* **What you need to do**
Find every line with the word "page". Copy those lines.
————
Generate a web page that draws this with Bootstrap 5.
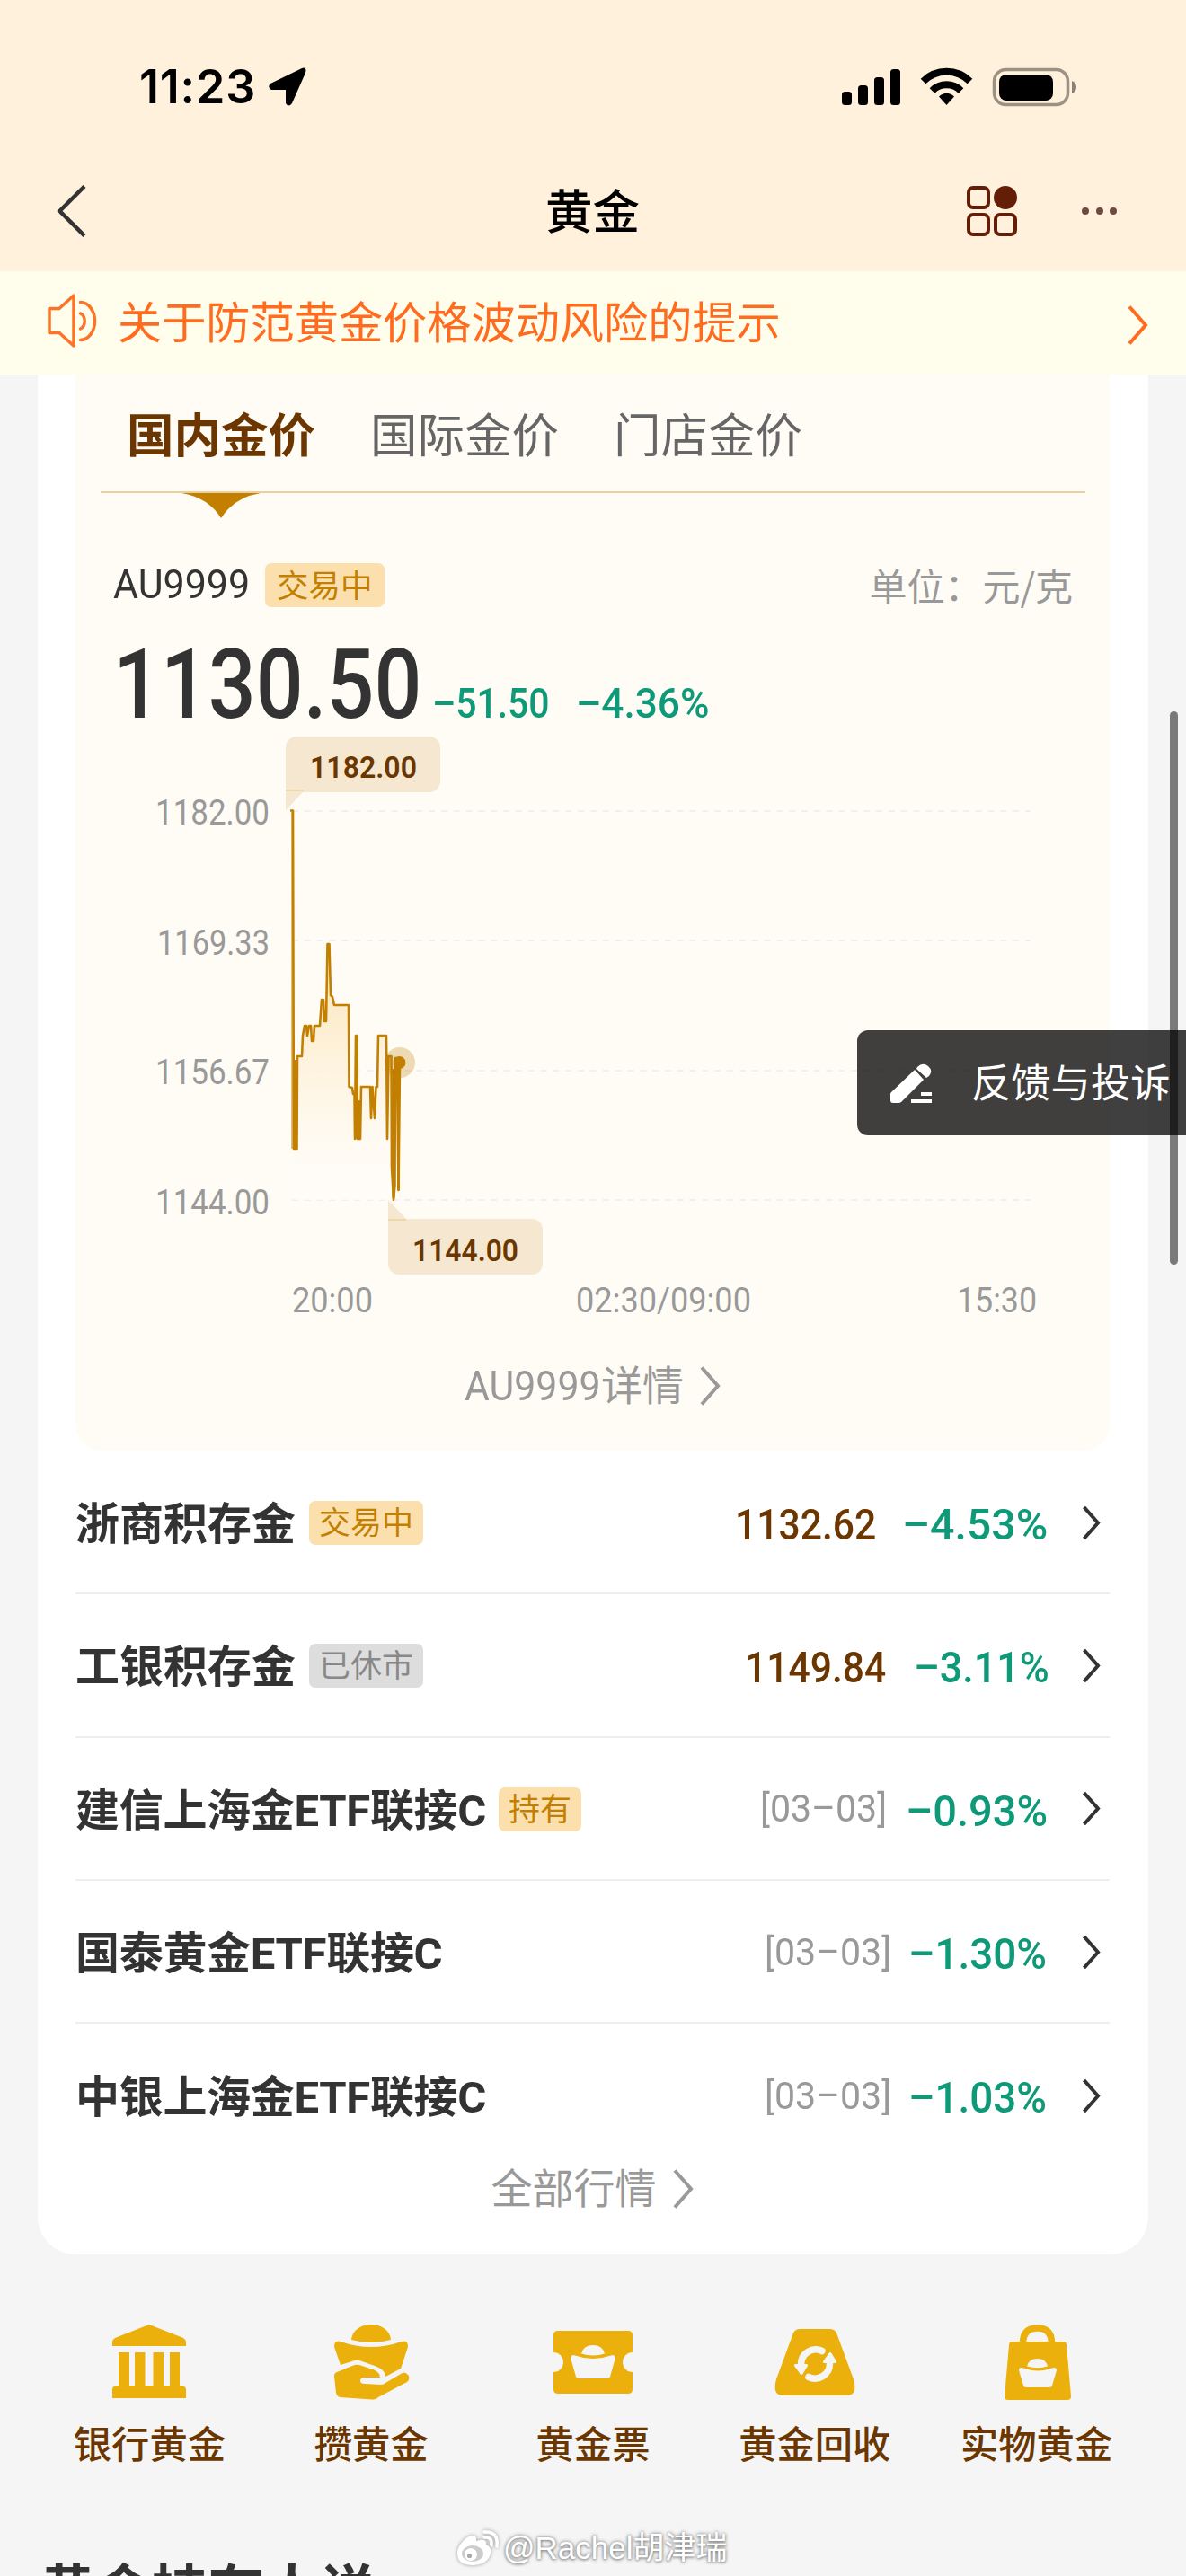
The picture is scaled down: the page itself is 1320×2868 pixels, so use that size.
<!DOCTYPE html>
<html lang="zh-CN">
<head>
<meta charset="utf-8">
<title>黄金</title>
<link href="https://cdn.jsdelivr.net/npm/bootstrap@5.3.0/dist/css/bootstrap.min.css" rel="stylesheet">
<style>
body{background:#f5f5f5;width:1320px;height:2868px;overflow:hidden;font-family:Roboto,"Noto Sans CJK SC",sans-serif;color:#333;position:relative}
svg{display:block;flex:none}
.cjk{font-family:"Noto Sans CJK SC",sans-serif}
.din{display:inline-block;transform-origin:0 50%;transform:scaleX(.87);white-space:nowrap;flex:none}
.topbar{background:#fff1dc;height:302px}
.status{height:170px;padding:23px 119px 0 155px}
.clock{font:600 52px/60px Inter,sans-serif;letter-spacing:.8px;color:#000;width:144px;white-space:nowrap}
.titlebar{height:130px;padding:0 77px 0 60px}
.titlebar h1{font-size:52.500px;font-weight:500;line-height:60px;color:#000;width:106px;margin-left:509px;padding-top:3px}
.notice{height:115px;background:#fffdeb;color:#ff6b1f;padding:0 41px 0 50px}
.notice p{font-size:49.200px;line-height:60px;white-space:nowrap;font-weight:400;margin:0 0 0 21px}
.panel{margin:0 42px;background:#fff;height:2093px;border-radius:0 0 42px 42px;padding:0 43px 0 42px}
.quote{background:#fffcf5;height:1198px;border-radius:0 0 30px 30px;padding:0 27px 0 28px}
.tabs{height:132px;border-bottom:2px solid #ebcf9c;gap:61px;padding:39px 30px 0 29px;font-size:52.500px;line-height:60px;color:#666}
.tabs .on{color:#6b3600;font-weight:700}
.tabmark{margin-left:90px}
.symrow{height:50px;margin-top:49px;padding:0 14px}
.sym{font-size:45px;line-height:50px;width:161px;transform:scaleX(.955)}
.tag{background:#fbe0ae;color:#c27f00;border-radius:7px;height:49px;line-height:52px;font-size:35px;padding:0 11px;white-space:nowrap;flex:none}
.symrow .tag{padding:0 13px;font-size:35.500px}
.tag.off{background:#ddd;color:#888}
.unit{font-size:42px;line-height:50px;color:#999;white-space:nowrap}
.price{height:125px;padding:24px 0 0 14px}
.big{font-size:107px;line-height:126px;font-weight:500;width:355px;transform:scaleX(.87)}
.chg{font-size:47px;line-height:56px;font-weight:500;color:#0e9a78}
.plot{margin:-1px 0 0 -28px}
.more{font-size:46px;line-height:60px;color:#999}
.fund{height:159.3px;border-bottom:2px solid #eee;padding:2px 10px 0 0}
.fund:first-of-type{margin-top:1px}
.fund:last-of-type{border:0}
.fname{font-size:49px;font-weight:700;line-height:60px;white-space:nowrap;margin:5px 15px 0 0}
.fname.etf{letter-spacing:-.3px;margin-right:14px}
.val,.pct{font-size:49px;line-height:60px;font-weight:500;color:#6b3600;margin-top:5px}
.pct{color:#0e9a78}
.day{font-size:43px;line-height:60px;color:#999;margin-top:-2px;transform:scaleX(.955)}
.services{margin:70px 43px 0;height:181px}
.services .col{font-size:42.300px;font-weight:500;line-height:56px;color:#6b3600;padding:0}
.nexttitle{font-size:62.500px;font-weight:700;line-height:80px;margin:85px 0 0 44px;white-space:nowrap}
.feedback{position:absolute;left:954px;top:1147px;width:366px;height:117px;border-radius:12px 0 0 12px;background:rgba(0,0,0,.75);color:#fff;font-size:44.300px;padding-left:36px;white-space:nowrap}
.thumb{position:absolute;left:1302px;top:792px;width:9px;height:616px;border-radius:5px;background:#7a7a7a}
.mark-user{position:absolute;left:506px;top:2814px;color:#fff;font:400 35px/46px "Liberation Sans","Noto Sans CJK SC",sans-serif;text-shadow:0 0 4px #777,0 1px 3px #999;white-space:nowrap}
</style>
</head>
<body>
<header class="topbar">
  <div class="status d-flex align-items-center">
    <span class="clock">11:23</span>
    <svg width="42" height="43" viewBox="0 0 42 43"><path d="M37 1Q43-1 41 6L26 40q-4 5-7 0V25H3q-5-3-1-7z"/></svg>
    <svg class="ms-auto" width="266" height="44" viewBox="0 0 266 44">
      <rect x="2" y="27" width="11" height="15" rx="3.5"/><rect x="20" y="20" width="11" height="22" rx="3.5"/><rect x="38" y="11" width="11" height="31" rx="3.5"/><rect x="56" y="2" width="11" height="40" rx="3.5"/>
      <g fill="none" stroke="#000" stroke-width="8"><path d="M92.500 15.500a37 37 0 0 1 52 0"/><path d="M102.500 26a22.500 22.500 0 0 1 32 0"/></g>
      <path d="M118.500 42l-8.500-9.500q8.500-7.500 17 0z"/>
      <rect x="171.500" y="2.500" width="82" height="39" rx="13" fill="none" stroke="#9c9284" stroke-width="3.500"/>
      <rect x="177" y="8" width="60" height="29" rx="8"/><path d="M258 15q5 2 5 7t-5 7z" fill="#8a8275"/>
    </svg>
  </div>
  <div class="titlebar d-flex align-items-center">
    <svg width="38" height="58" viewBox="0 0 38 58"><path d="M34 1.500L6.500 29 34 56.500" fill="none" stroke="#333" stroke-width="4.500"/></svg>
    <h1 class="mb-0">黄金</h1>
    <svg class="ms-auto" width="170" height="58" viewBox="0 0 170 58">
      <g fill="none" stroke="#641e07" stroke-width="4"><rect x="5" y="3" width="22" height="22" rx="5"/><rect x="5" y="33" width="22" height="22" rx="5"/><rect x="35" y="33" width="22" height="22" rx="5"/></g>
      <circle cx="46" cy="14" r="13" fill="#641e07"/><g fill="#6f4a40"><circle cx="135" cy="29" r="4"/><circle cx="151" cy="29" r="4"/><circle cx="166" cy="29" r="4"/></g>
    </svg>
  </div>
</header>
<div class="notice d-flex align-items-center">
  <svg style="margin-top:-6px" width="60" height="62" viewBox="0 0 60 62" fill="none" stroke="#fb7427" stroke-width="3.500" stroke-linejoin="round" stroke-linecap="round"><path d="M5 17.500h11L32 3v56L16 44.500H5zM39.500 10.500a16 21 0 0 1 0 42M39.500 23a7 9 0 0 1 0 17"/></svg>
  <p>关于防范黄金价格波动风险的提示</p>
  <svg class="ms-auto" style="margin-top:4px" width="24" height="44" viewBox="0 0 24 44"><path d="M2 1.500l18 20.500L2 42.500" fill="none" stroke="#ff6b1f" stroke-width="4"/></svg>
</div>
<main class="panel">
  <section class="quote">
    <nav class="tabs d-flex"><span class="on">国内金价</span><span>国际金价</span><span>门店金价</span></nav>
    <svg class="tabmark" width="88" height="28" viewBox="0 0 88 28"><path d="M0 0h88Q58 5 44 28 30 5 0 0z" fill="#c27f00"/></svg>
    <div class="symrow d-flex align-items-center"><span class="din sym">AU9999</span><span class="tag ms-2">交易中</span><span class="unit cjk ms-auto">单位：元/克</span></div>
    <div class="price d-flex align-items-baseline"><span class="din big">1130.50</span><span class="din chg" style="width:160px">–51.50</span><span class="din chg" style="transform:scaleX(.94)">–4.36%</span></div>
    <svg class="plot" width="1151" height="700" viewBox="84 800 1151 700" font-family="Roboto" font-size="38" fill="#999">
      <defs><linearGradient id="fade" x1="0" y1="1050" x2="0" y2="1310" gradientUnits="userSpaceOnUse"><stop offset="0" stop-color="#fbe3b4"/><stop offset="1" stop-color="#fffdfa" stop-opacity=".6"/></linearGradient></defs>
      <g stroke="#f0f0f0" stroke-width="2" stroke-dasharray="7 6.830"><path d="M325 903h822M325 1047h822M325 1192h822M325 1336h822"/></g>
      <path fill="url(#fade)" d="M327 1279L331 1176H336L339 1142H356L358 1113 363 1137 365 1051 368 1108 372 1119H388L389 1210 393 1218 395 1268H401L402 1210H419L421 1153H430L432 1176H435L438 1336H327z"/>
      <path fill="none" stroke="#c27f00" stroke-width="2.600" stroke-linejoin="round" d="M323 902.500L326 902.500 327 1279 330.500 1279 331 1176 336 1176 337 1153 339 1142 341 1142 342 1153 344 1142 346 1142 347 1159 349 1159 350 1142 356 1142 358 1113 360 1113 361 1137 363 1137 364.500 1051 366.500 1051 368 1108 370 1110 372 1119 388 1119 388.500 1210 392 1211 393 1218 394.500 1218 395 1268 396 1153 397.500 1153 398 1268 401 1268 402 1210 412 1210 413 1245 414.500 1210 417 1245 418.500 1210 420 1210 421 1153 430 1153 431 1268 432.500 1176 435.500 1176 436 1300 438 1336 439.500 1320 440 1178 442 1178 443.500 1325 445 1183"/>
      <path fill="none" stroke="#c27f00" stroke-width="3" d="M329 1279V1180M396.500 1268V1220M399.500 1268V1225M438 1334V1190M443.500 1325V1185"/>
      <path stroke="#c27f00" opacity=".5" stroke-width="3" d="M325.500 904V1279"/>
      <circle cx="445" cy="1183" r="17" fill="#c27f00" opacity=".27"/><circle cx="444.500" cy="1183" r="7" fill="#c27f00"/>
      <g fill="#f5e7d0"><rect x="318" y="820" width="172" height="62" rx="12"/><path d="M318 870v32l21-22z"/><rect x="432" y="1357" width="172" height="62" rx="12"/><path d="M432 1370v-34l21 22z"/></g>
      <path d="M318 880h20M432 1358h20" stroke="#efd8a8" stroke-width="2"/>
      <g fill="#6b3600" font-size="34" font-weight="600"><text x="345" y="866" textLength="119" lengthAdjust="spacingAndGlyphs">1182.00</text><text x="459" y="1404" textLength="118" lengthAdjust="spacingAndGlyphs">1144.00</text></g>
      <g><text x="173" y="918" textLength="127" lengthAdjust="spacingAndGlyphs">1182.00</text><text x="175" y="1063" textLength="125" lengthAdjust="spacingAndGlyphs">1169.33</text><text x="173" y="1207" textLength="127" lengthAdjust="spacingAndGlyphs">1156.67</text><text x="173" y="1352" textLength="127" lengthAdjust="spacingAndGlyphs">1144.00</text>
      <text x="325" y="1461" textLength="90" lengthAdjust="spacingAndGlyphs">20:00</text><text x="641" y="1461" textLength="195" lengthAdjust="spacingAndGlyphs">02:30/09:00</text><text x="1065" y="1461" textLength="89" lengthAdjust="spacingAndGlyphs">15:30</text></g>
    </svg>
    <div class="more d-flex justify-content-center align-items-center" style="margin-top:13px"><span><span class="din" style="transform:scaleX(.93);margin-right:-11px">AU9999</span>详情</span><svg class="ms-3" width="26" height="44" viewBox="0 0 26 44"><path d="M4 1.500l18 20.500L4 42.500" fill="none" stroke="#999" stroke-width="4"/></svg></div>
  </section>
  <section>
    <div class="fund d-flex align-items-center"><span class="fname">浙商积存金</span><span class="tag">交易中</span>
      <span class="din val ms-auto" style="width:186px">1132.62</span><span class="din pct" style="width:201px;transform:scaleX(.985)">–4.53%</span><svg width="20" height="38" viewBox="0 0 20 38"><path d="M1.500 1L17 18.500 1.500 36" fill="none" stroke="#333" stroke-width="4"/></svg></div>
    <div class="fund d-flex align-items-center"><span class="fname">工银积存金</span><span class="tag off">已休市</span>
      <span class="din val ms-auto" style="width:188px">1149.84</span><span class="din pct" style="width:188px;transform:scaleX(.915)">–3.11%</span><svg width="20" height="38" viewBox="0 0 20 38"><path d="M1.500 1L17 18.500 1.500 36" fill="none" stroke="#333" stroke-width="4"/></svg></div>
    <div class="fund d-flex align-items-center"><span class="fname etf">建信上海金ETF联接C</span><span class="tag">持有</span>
      <span class="din day ms-auto" style="width:162px">[03–03]</span><span class="din pct" style="width:197px;transform:scaleX(.96)">–0.93%</span><svg width="20" height="38" viewBox="0 0 20 38"><path d="M1.500 1L17 18.500 1.500 36" fill="none" stroke="#333" stroke-width="4"/></svg></div>
    <div class="fund d-flex align-items-center"><span class="fname etf">国泰黄金ETF联接C</span>
      <span class="din day ms-auto" style="width:160px">[03–03]</span><span class="din pct" style="width:194px;transform:scaleX(.935)">–1.30%</span><svg width="20" height="38" viewBox="0 0 20 38"><path d="M1.500 1L17 18.500 1.500 36" fill="none" stroke="#333" stroke-width="4"/></svg></div>
    <div class="fund d-flex align-items-center"><span class="fname etf">中银上海金ETF联接C</span>
      <span class="din day ms-auto" style="width:160px">[03–03]</span><span class="din pct" style="width:194px;transform:scaleX(.935)">–1.03%</span><svg width="20" height="38" viewBox="0 0 20 38"><path d="M1.500 1L17 18.500 1.500 36" fill="none" stroke="#333" stroke-width="4"/></svg></div>
  </section>
  <div class="more d-flex justify-content-center align-items-center" style="margin-top:-5px"><span>全部行情</span><svg class="ms-3" width="26" height="44" viewBox="0 0 26 44"><path d="M4 1.500l18 20.500L4 42.500" fill="none" stroke="#999" stroke-width="4"/></svg></div>
</main>
<nav class="services row g-0 text-center">
  <div class="col"><svg class="mx-auto" width="110" height="115" viewBox="0 0 110 115" fill="#ebb00b"><path d="M14 32v-5q0-2 3-4L55 8l38 15q3 2 3 4v5zM21 39h12v38H21zM39 39h11.500v38H39zM59.500 39H71v38H59.500zM78 39h11v38H78zM14 90V80q1-4 5-4h72q4 0 5 4v10z"/></svg>银行黄金</div>
  <div class="col"><svg class="mx-auto" width="110" height="115" viewBox="0 0 110 115" fill="#ebb00b"><path d="M33 25C34 14 44 8 55 8s21 6 22 17Q55 31 33 25zM14 33q0-8 7-6 34 12 68 0 7-2 7 6l-8 24-17 9q0-8-12-12l-17-6q-4-1-8 1l-13 4z"/><path d="M14 65q0-3 3-4l17-7q4-2 8-1l15 5q8 3 8 9H48q-5 0-5 3.500t5 3.500l18 1q3 0 5-2l17-10q4-3 7 0 5 4 0 9L63 89q-3 3-7 2.500L20 89q-3-1-4-5z"/></svg>攒黄金</div>
  <div class="col"><svg class="mx-auto" width="110" height="115" viewBox="0 0 110 115"><path d="M16 15h78q5 0 5 5v19a11 11 0 0 0 0 22v19q0 5-5 5H16q-5 0-5-5V61a11 11 0 0 0 0-22V20q0-5 5-5z" fill="#ebb00b"/><path d="M42 40.500q2-9.500 13-9.500t13 9.500q-13 4-26 0zM30 45q1-4 5-2.500 20 7 40 0 4-1.500 5 2.500l-6 21q-.5 2-3 2H39q-2.500 0-3-2z" fill="#f5f5f5"/></svg>黄金票</div>
  <div class="col"><svg class="mx-auto" width="110" height="115" viewBox="0 0 110 115"><path d="M38 13h34q6 0 8 7l18 49q5 18-8 18H20Q7 87 12 69l18-49q2-7 8-7z" fill="#ebb00b"/><g fill="none" stroke="#f5f5f5" stroke-width="7.500" stroke-linecap="round"><path d="M63 37.500a16.500 16.500 0 0 0-23.500 15M48 66.500a16.500 16.500 0 0 0 23.500-15"/></g><path d="M33 52h13q2 1 1 2l-5.500 9q-1.500 2-3 0L32 54q-1-1 1-2zM78 51H65q-2-1-1-2l6.500-9q1.500-2 3 0l5.500 9q1 1-1 2z" fill="#f5f5f5"/></svg>黄金回收</div>
  <div class="col"><svg class="mx-auto" width="110" height="115" viewBox="0 0 110 115"><path d="M28 27h56q4 0 4 4l5 57q0 4-4 4H23q-4 0-4-4l5-57q0-4 4-4z" fill="#ebb00b"/><path d="M39.500 29q0-17 16-17t16 17" fill="none" stroke="#ebb00b" stroke-width="7.500"/><path d="M44 54.500q2-8.500 11.500-8.500T67 54.500q-11.500 3.500-23 0zM35 59q0-4 5-2.500 16 6 32 0 5-1.500 5 2.500l-5 17q-.5 2-3 2H43q-2.500 0-3-2z" fill="#f5f5f5"/></svg>实物黄金</div>
</nav>
<h2 class="nexttitle">黄金持有人说</h2>
<div class="thumb"></div>
<div class="feedback d-flex align-items-center">
  <svg width="48" height="48" viewBox="0 0 48 48" fill="#fff"><path d="M28 9l10 11-25 25q-1 1-3 1H4q-3 0-3-3v-7q0-1 1-2zM31 6q6-6 12-1t1 11l-3 2L30 8zM35 34h12v4H35zM24 42h23v4H24z"/></svg>
  <span style="margin:3px 0 0 43px">反馈与投诉</span>
</div>
<div class="mark-user d-flex align-items-center">
  <svg width="54" height="46" viewBox="0 0 54 46" style="filter:drop-shadow(0 0 2px #999)"><path d="M3 29C3 20 13 9 20 9q5 0 4 6 12-4 11 4 7 3 5 10-3 12-19 13Q3 42 3 29z" fill="#fff"/><ellipse cx="20" cy="29" rx="12" ry="9" fill="#ccc"/><circle cx="18" cy="30" r="7" fill="#fff"/><circle cx="16.500" cy="31.500" r="2.600" fill="#aaa"/><path d="M33 5q16-1 14 16M33 11q9-1 8 9" fill="none" stroke="#fff" stroke-width="3.500" stroke-linecap="round"/></svg>
  <span>@Rachel胡津瑞</span>
</div>
<script src="https://cdn.jsdelivr.net/npm/bootstrap@5.3.0/dist/js/bootstrap.bundle.min.js"></script>
</body>
</html>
————
* **Solution for this problem**
Generate a web page that draws this with Bootstrap 5.
The picture is scaled down: the page itself is 1320×2868 pixels, so use that size.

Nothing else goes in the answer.